Aniket Tekawade

and 8 more

Applications of X-ray computed tomography (CT) for porosity characterization of engineering materials often involve an extended data analysis workflow that includes CT reconstruction of raw projection data, binarization, labeling and mesh extraction. It is often desirable to map the porosity in larger samples but the computational challenge of reducing gigabytes of raw data to porosity information poses a critical bottleneck. In this work, we describe algorithms and implementation of an end-to-end porosity mapping code that processes raw projection data from a synchrotron CT instrument into a porosity map and visualization in the form of triangular face mesh. Towards this objective, we report the development of a novel subset reconstruction scheme for X-ray CT using filtered backprojection and a convolutional neural network that allows us to reconstruct arbitrarily-shaped subsets of a tomography object. We build upon this scheme to implement the complete code for porosity mapping. The code first detects possible voids by performing a coarse reconstruction on down-sampled projections and then improves the shape of those voids with higher detail offered by reconstructing selected subsets from the original raw data.
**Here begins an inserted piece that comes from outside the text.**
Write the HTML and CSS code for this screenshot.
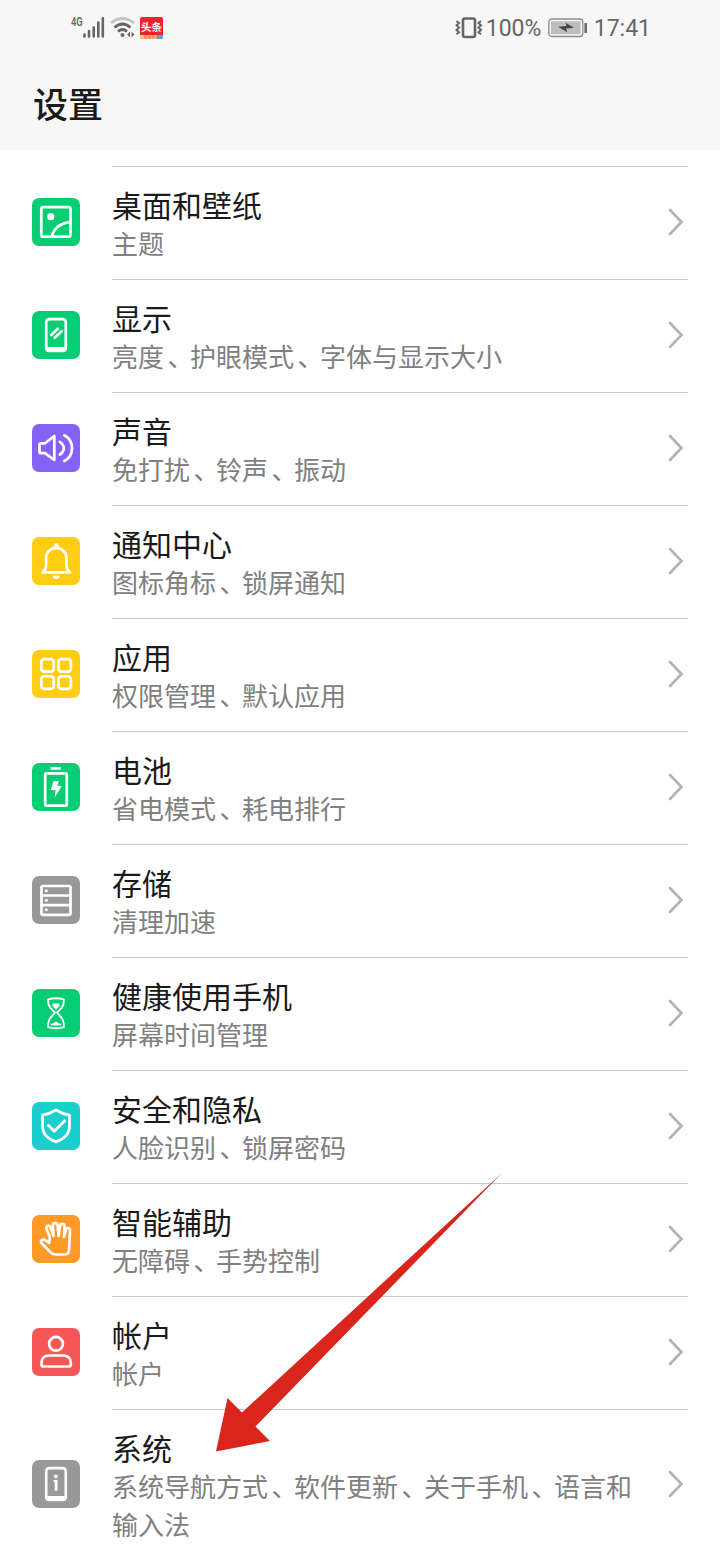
FILE: index.html
```html
<!DOCTYPE html>
<html lang="zh-CN">
<head>
<meta charset="utf-8">
<title>设置</title>
<link rel="stylesheet" href="styles.css">
</head>
<body>
<header class="header">
  <div class="status">
    <div class="status-left">
      <span class="net">4G</span>
      <svg class="signal" width="22" height="22" viewBox="0 0 22 22"><path d="M1.500 17.500v2M6 14v5.500M10.700 10.500v9M15.300 5.500v14M19.800 1.300v18.200" /></svg>
      <svg class="wifi" width="26" height="22" viewBox="0 0 26 22"><path class="faint" d="M1 6Q12.500-3 24 6"/><path d="M4.500 10.500Q12.500 3.500 20.500 10.500M8 14.500Q12.500 10.500 17 14.500"/><circle cx="12.500" cy="18" r="2"/><path class="fill" d="M20 14.500v6l-3-3zM21.500 14.500v6l3-3z"/></svg>
      <span class="news"><b>头条</b><i>百度热点</i></span>
    </div>
    <div class="status-right">
      <svg class="vibrate" width="28" height="22" viewBox="0 0 28 22"><rect x="8" y="1.500" width="12" height="18.500" rx="2"/><path class="zig" d="M1.500 4l2.500 2-2.500 2.300 2.500 2.300-2.500 2.300 2.500 2.300-2.500 2M26 4l-2.500 2 2.500 2.300-2.500 2.300 2.500 2.300-2.500 2.300 2.500 2"/></svg>
      <span class="percent">100%</span>
      <svg class="battery" width="39" height="20" viewBox="0 0 39 20"><rect class="case" x=".8" y="1" width="34" height="17.500" rx="3"/><rect class="level" x="3" y="3.200" width="29.600" height="13" rx="1"/><path class="bolt" d="M10 8.800l8.500-.8-1-3.200 8.500 5-8 .7 1.200 3.700z"/><path class="cap" d="M37.700 5v10"/></svg>
      <span class="clock">17:41</span>
    </div>
  </div>
  <h1 class="heading">设置</h1>
</header>
<main class="list">
  <section class="row">
    <svg class="tile green" viewBox="0 0 48 48"><rect x="9.300" y="9.200" width="29.200" height="29.500" rx="2"/><circle class="solid" cx="18.700" cy="18.700" r="3.600"/><path d="M19.700 38.500Q23.500 25.500 38.500 24.200"/></svg>
    <div class="body"><div class="text"><h2>桌面和壁纸</h2><p>主题</p></div><svg class="chevron" viewBox="0 0 16 28"><path d="M2 2l11.500 12L2 26"/></svg></div>
  </section>
  <section class="row">
    <svg class="tile green" viewBox="0 0 48 48"><rect x="14.200" y="8.200" width="19.600" height="31.800" rx="3"/><path class="solid" d="M14 36h20v3a2 2 0 0 1-2 2H16a2 2 0 0 1-2-2z"/><path d="M19.200 24l6.500-6.300M22.800 26.800l6.700-6.500"/></svg>
    <div class="body"><div class="text"><h2>显示</h2><p>亮度<span class="sep">、</span>护眼模式<span class="sep">、</span>字体与显示大小</p></div><svg class="chevron" viewBox="0 0 16 28"><path d="M2 2l11.500 12L2 26"/></svg></div>
  </section>
  <section class="row">
    <svg class="tile purple" viewBox="0 0 48 48"><path d="M9 19.300h4L22.300 12v24L13 29.200H9a1.500 1.500 0 0 1-1.500-1.500v-7A1.500 1.500 0 0 1 9 19.300zM27.800 17.800q4 2.700 4 6.400t-4 6.400M32.300 11.300Q40 15.500 40 24.200T32.300 37"/></svg>
    <div class="body"><div class="text"><h2>声音</h2><p>免打扰<span class="sep">、</span>铃声<span class="sep">、</span>振动</p></div><svg class="chevron" viewBox="0 0 16 28"><path d="M2 2l11.500 12L2 26"/></svg></div>
  </section>
  <section class="row">
    <svg class="tile yellow" viewBox="0 0 48 48"><path d="M10.500 35.300h27.600q-3.600-2.500-3.600-6.500V21a10.200 10.200 0 0 0-20.400 0v7.800q0 4-3.600 6.500z"/><circle class="solid" cx="24.300" cy="8.500" r="2.300"/><path class="solid" d="M20.800 38.800h7q-.5 3.200-3.500 3.200t-3.500-3.200z"/></svg>
    <div class="body"><div class="text"><h2>通知中心</h2><p>图标角标<span class="sep">、</span>锁屏通知</p></div><svg class="chevron" viewBox="0 0 16 28"><path d="M2 2l11.500 12L2 26"/></svg></div>
  </section>
  <section class="row">
    <svg class="tile yellow" viewBox="0 0 48 48"><rect x="9.300" y="9.200" width="12.400" height="12.400" rx="2.800"/><rect x="26.500" y="9.200" width="12.400" height="12.400" rx="2.800"/><rect x="9.300" y="26.400" width="12.400" height="12.400" rx="2.800"/><rect x="26.500" y="26.400" width="12.400" height="12.400" rx="2.800"/></svg>
    <div class="body"><div class="text"><h2>应用</h2><p>权限管理<span class="sep">、</span>默认应用</p></div><svg class="chevron" viewBox="0 0 16 28"><path d="M2 2l11.500 12L2 26"/></svg></div>
  </section>
  <section class="row">
    <svg class="tile green" viewBox="0 0 48 48"><path class="solid" d="M18.500 4h10.300v2.800H18.500z"/><rect x="13.200" y="10.300" width="21.600" height="32.400" rx="1.500"/><path class="solid" d="M21.500 18h5.300l-1.500 4.700 4.500.3-7.200 11.500 1-7.300-4.800-.2z"/></svg>
    <div class="body"><div class="text"><h2>电池</h2><p>省电模式<span class="sep">、</span>耗电排行</p></div><svg class="chevron" viewBox="0 0 16 28"><path d="M2 2l11.500 12L2 26"/></svg></div>
  </section>
  <section class="row">
    <svg class="tile gray" viewBox="0 0 48 48"><rect x="9.500" y="10" width="29" height="28.800" rx="1.500"/><path d="M10 19.500h28M10 29.200h28"/><circle class="solid" cx="14.300" cy="14.700" r="1.500"/><circle class="solid" cx="14.300" cy="24.300" r="1.500"/><circle class="solid" cx="14.300" cy="33.800" r="1.500"/></svg>
    <div class="body"><div class="text"><h2>存储</h2><p>清理加速</p></div><svg class="chevron" viewBox="0 0 16 28"><path d="M2 2l11.500 12L2 26"/></svg></div>
  </section>
  <section class="row">
    <svg class="tile green" viewBox="0 0 48 48"><path class="thin" d="M16 10.500Q24 8 32 10.500q0 5.500-2.500 8.500L25 23.700l4.500 5Q32 32 32 38q-8 2.500-16 0 0-6 2.500-9.300l4.500-5-4.500-4.700Q16 16 16 10.500z"/><path class="solid" d="M24 20.500l-3.500-3.500q-.8-3 1.700-2.800Q23.500 14.300 24 15.300q.5-1 1.800-1.100 2.500-.2 1.700 2.800zM18 36q2-2 4-2.300 2-1.800 4 0 2 .3 4 2.300-6 1.200-12 0z"/></svg>
    <div class="body"><div class="text"><h2>健康使用手机</h2><p>屏幕时间管理</p></div><svg class="chevron" viewBox="0 0 16 28"><path d="M2 2l11.500 12L2 26"/></svg></div>
  </section>
  <section class="row">
    <svg class="tile cyan" viewBox="0 0 48 48"><path d="M24 8q6.500 4 13.500 5.200v11.300Q37.500 35 24 39.800 10.500 35 10.500 24.500V13.200Q17.500 12 24 8z"/><path d="M16.300 23.200l6 6L32.700 18.700"/></svg>
    <div class="body"><div class="text"><h2>安全和隐私</h2><p>人脸识别<span class="sep">、</span>锁屏密码</p></div><svg class="chevron" viewBox="0 0 16 28"><path d="M2 2l11.500 12L2 26"/></svg></div>
  </section>
  <section class="row">
    <svg class="tile orange" viewBox="0 0 48 48"><path d="M17.800 22.300L14.600 14c-1-3.400 2.800-4.500 3.900-1.700l3 8.700L20.900 10.500c0-3.200 4.400-3.200 4.800 0L26.600 21l1.500-10.200c.6-3 4.700-2.500 4.500.6L31.900 22l2-7.300c1-2.600 4.300-1.800 4.100 1L37 35.300q-.3 4.200-4.500 4.200H23.500q-2.500 0-4.500-1.800L10 28.700c-2.500-2.800.6-5 3.200-3.500l4 2.700z"/></svg>
    <div class="body"><div class="text"><h2>智能辅助</h2><p>无障碍<span class="sep">、</span>手势控制</p></div><svg class="chevron" viewBox="0 0 16 28"><path d="M2 2l11.500 12L2 26"/></svg></div>
  </section>
  <section class="row">
    <svg class="tile red" viewBox="0 0 48 48"><circle cx="24" cy="15.800" r="6.900"/><path d="M9.500 36.500V35q0-7.500 8-7.500h13.300q8 0 8 7.500v1.500q0 2-2 2H11.500q-2 0-2-2z"/></svg>
    <div class="body"><div class="text"><h2>帐户</h2><p>帐户</p></div><svg class="chevron" viewBox="0 0 16 28"><path d="M2 2l11.500 12L2 26"/></svg></div>
  </section>
  <section class="row">
    <svg class="tile gray" viewBox="0 0 48 48"><rect x="14.200" y="8.200" width="19.600" height="31.800" rx="3"/><path class="solid" d="M14 36h20v3a2 2 0 0 1-2 2H16a2 2 0 0 1-2-2z"/><circle class="solid" cx="23.900" cy="16.400" r="1.900"/><path class="solid" d="M21.500 20h4v10.500h-2.800v-8.700h-1.200z"/></svg>
    <div class="body"><div class="text"><h2>系统</h2><p>系统导航方式<span class="sep">、</span>软件更新<span class="sep">、</span>关于手机<span class="sep">、</span>语言和输入法</p></div><svg class="chevron" viewBox="0 0 16 28"><path d="M2 2l11.500 12L2 26"/></svg></div>
  </section>
</main>
<svg class="arrow" viewBox="0 0 286 279"><path d="M0 278.500L11.500 225 26 239.500 286 0 39.500 253.500 54 268z"/></svg>
</body>
</html>
```
FILE: styles.css
```css
* { box-sizing: border-box; }
body {
  position: relative;
  width: 720px;
  height: 1560px;
  margin: 0;
  overflow: hidden;
  background: #fff;
  color: #1a1a1a;
  font-family: "Noto Sans CJK SC", sans-serif;
}
h1, h2, p { margin: 0; font-weight: 400; }
svg { display: block; flex: none; }

.header { height: 150px; background: #f7f7f7; }
.status {
  display: flex;
  justify-content: space-between;
  height: 56px;
  padding: 0 69px 0 71px;
  color: #666;
  font-family: Roboto, sans-serif;
}
.status-left { display: flex; align-items: flex-start; padding-top: 16px; }
.status-right { display: flex; align-items: center; font-size: 23px; }
.status svg { fill: none; stroke: #666; }
.net {
  width: 12px;
  font: 600 12.5px/12px Roboto, sans-serif;
  white-space: nowrap;
  transform: scaleX(.75);
  transform-origin: left;
}
.signal { margin-top: 1px; stroke-width: 2.6; stroke-linecap: round; }
.wifi { margin-left: 5px; margin-top: 1px; stroke-width: 2.7; }
.wifi .faint { stroke: #c4c4c4; }
.wifi circle, .wifi .fill { fill: #666; stroke: none; }
.news {
  display: flex;
  flex-direction: column;
  width: 23px;
  height: 22px;
  margin: 1px 0 0 4px;
  overflow: hidden;
  border-radius: 2px;
  background: #e8252b;
  color: #fff;
  font-family: "Noto Sans CJK SC", sans-serif;
}
.news b { height: 18px; font-size: 10.5px; line-height: 19px; text-align: center; white-space: nowrap; }
.news i {
  height: 4px;
  background: linear-gradient(90deg, #f7c77c 75%, #27b9e8 75%);
  color: #e5453a;
  font-size: 4px;
  font-style: normal;
  line-height: 4px;
  text-align: center;
}
.vibrate { stroke-width: 2.6; }
.vibrate .zig { stroke-width: 2; }
.percent { width: 57px; margin-left: 3px; }
.battery { margin-left: 5px; }
.battery .case { stroke: #8a8a8a; stroke-width: 1.3; }
.battery .level { fill: #bdbdbd; stroke: none; }
.battery .bolt { fill: #444; stroke: none; }
.battery .cap { stroke-width: 2.5; }
.clock { margin-left: 7px; }
.heading { padding-left: 33px; font-size: 35px; font-weight: 500; line-height: 94px; }

.list { padding: 16px 32px 0; }
.row { display: flex; align-items: center; gap: 32px; }
.tile {
  width: 48px;
  height: 48px;
  margin-bottom: 1px;
  border-radius: 7px;
  fill: none;
  stroke: #fff;
  stroke-width: 2.7;
  stroke-linejoin: round;
  stroke-linecap: round;
}
.tile .solid { fill: #fff; stroke: none; }
.tile .thin { stroke-width: 1.8; }
.green { background: #07ce75; }
.purple { background: #8661f5; }
.yellow { background: #ffce14; }
.gray { background: #999; }
.cyan { background: #1bcfcc; }
.orange { background: #ff9a26; }
.red { background: #f55656; }
.body {
  display: flex;
  flex: 1;
  align-items: center;
  min-height: 113px;
  padding: 18px 4px 17px 0;
  border-top: 1px solid #c9c9c9;
}
.text { flex: 1; }
.text h2 { padding-bottom: 1px; font-size: 30px; line-height: 38px; }
.text p { width: 530px; color: #808080; font-size: 26px; line-height: 38px; }
/* Half-width enumeration comma, spaced out to one full em */
.sep { margin: 0 9.500px 0 3.500px; font-feature-settings: "halt"; }
.chevron { width: 16px; height: 28px; margin: -3px 0 0 -6px; fill: none; stroke: #b2b2b2; stroke-width: 2.6; stroke-linecap: round; }
.arrow { position: absolute; left: 216px; top: 1173px; width: 286px; height: 279px; fill: #da251d; }
```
We report measurements of the time taken by this code to perform complete processing from raw data to a triangular face mesh for several visualization scenarios on a single highperformance workstation equipped with GPU. We show that we can now visualize local porosity within a 8 gigavoxel CT volume (12 gigabytes raw data) within 1 to 2 minutes and a 64 gigavoxel CT volume (100 gigabytes of raw data) within 3 to 7 minutes.